Porém, o Equador jamais teve chance de se estabilizar do ponto de vista político. Desgastou-se em várias ocasiões após deixar de ser uma colônia espanhola, nitidamente dividida entre brancos, indígenas e negros que chegaram ao país em razão da escravidão.

Nos anos 1940, o país começou a viver tensões com o Peru que só teriam conclusão em décadas depois. Ele também sofreu as consequências de ser comandado, tempos depois, por um caudilho histórico da América Latina, Velasco Ibarra, presidente do país em cinco oportunidades. Sua morte, em 1979, produziu um vácuo de poder que governos militares e autoridades democraticamente tentaram ocupar em seguida.

O desgaste político e o impacto econômico desses anos impediram o desenvolvimento econômico e social do país. Na época em que o petróleo fazia as riquezas da Venezuela, no Equador —que tem reservas menores, mas não desprezíveis—, a instabilidade política e a desigualdade social limitavam sua exploração.
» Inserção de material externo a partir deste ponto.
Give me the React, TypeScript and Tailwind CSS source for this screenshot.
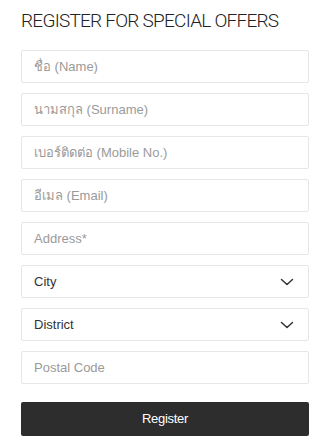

Dos anos 1990 em diante, o normal era ver um presidente assumir após o outro, numa média de um líder diferente a cada quatro anos. Eles saíam ou porque sofriam impeachment, ou ao renunciarem sob a pressão da sociedade ou da Assembleia, ou em razão de golpes militares. Foi assim com Abdalá Bucaram Ortíz (1996-1997), Fabián Alarcón Rivera (1997-1998), Jamil Mahuad Witt (1998-2000), Gustavo Noboa Bejerano (2000-2003) e Lucio Gutiérrez (2003-2005).

Até que Rafael Correa fosse eleito, em 2006, o Equador era, desse modo, uma espécie de liquidificador de mandatários. De tendência autoritária, o líder esquerdista que ficou no poder até 2017 mantém altos índices de popularidade, mesmo condenado por corrupção e autoexilado na Bélgica. Responsável pela inserção social de milhões de equatorianos pobres na classe média, Correa acusou Lasso de ter cometido um ato ilegal ao convocar a "morte cruzada", mas pediu que as novas eleições corram em paz e tranquilidade.

É triste que caudilhos que já estiveram no governo ainda deem as cartas num país democrático. Lasso, porém, com sua soberba e falta de vontade de se conectar com as demandas populares, não teve a empatia de reconhecer as feridas abertas de seu próprio país. E hoje paga o preço disso.

A melhor saída possível para a região é que o rito da "morte cruzada" seja cumprido, que todos se sintam representados e estimulados a votar, e que o processo tenha sua lisura garantida. Qualquer cenário diferente disso pode detonar tensões ou mesmo uma insurreição descontrolada, o que levaria a uma situação ainda mais difícil. Ninguém quer isso.